If the outdoors isn’t for you, the great indoors offers many options. Think carefully about what amenities you want in a hotel, resort or other lodging. Features like a pool or game room can be crucial for keeping kids happy after a long day of sightseeing or driving. Most mid-grade hotels offer free breakfast, which can add up to big savings over the course of a long summer vacation. Consider extended stay hotels with a kitchen if you want to save money by cooking your own meals.
Check discount sites like Priceline and Hotwire for lodging deals, but be aware that while you can save a lot of money, you won’t always get to pick all the amenities you want.
Step 5 Plan your itinerary
Once you’ve decided where you’re going, where you’re staying and how you’re getting there, put together a schedule of planned activities — especially those that require reservations or advance tickets. Get everyone involved and make it a fun part of the planning process. Be realistic, plan something for everyone but leave some time open for unplanned fun, too. Some of the best summer vacation memories can be made doing spur-of-the-moment activities.

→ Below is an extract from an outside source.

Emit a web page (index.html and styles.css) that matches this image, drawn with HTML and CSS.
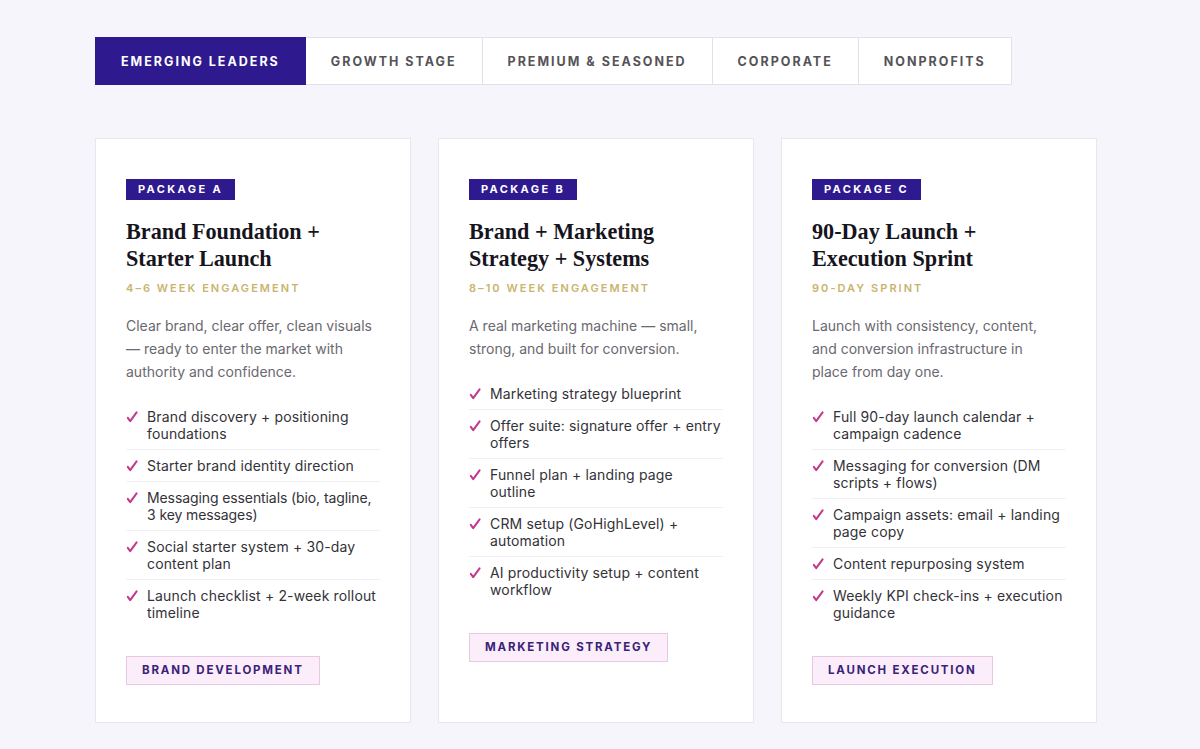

Step 6 Make a list and pack your bags
Avoid having to buy essentials such as deodorant or suntan lotion — which can be expensive depending on where you go on summer vacation — by making a list before you pack. The last few days before a vacation can be hectic, so work on the list ahead of time to avoid unnecessary stress. Keep track of everything you use from the time you wake up to the time you go to bed on a typical day. Eliminate anything you can do without while on vacation to lighten your luggage load. Include favorite books, magazines or toys for each family member — and don’t forget the camera. Pack a cooler with drinks, sandwiches and snacks if you’re traveling by car to save time and money stopping for food while on the road.
Step 7 Have fun
No matter how much you plan, things will go wrong. Flights get delayed, construction slows traffic and hotels lose reservations. It’s important to remember a summer vacation is an opportunity to spend some quality family time, so don’t expect everything to go perfectly. When you look back, you’ll want to recall the good parts of your summer vacations — not sibling fights in the back seat or arguments with hotel employees — so just relax and have fun. Remember that sometimes the best choice is to skip visiting the world’s largest ball of twine and just hit the hotel pool.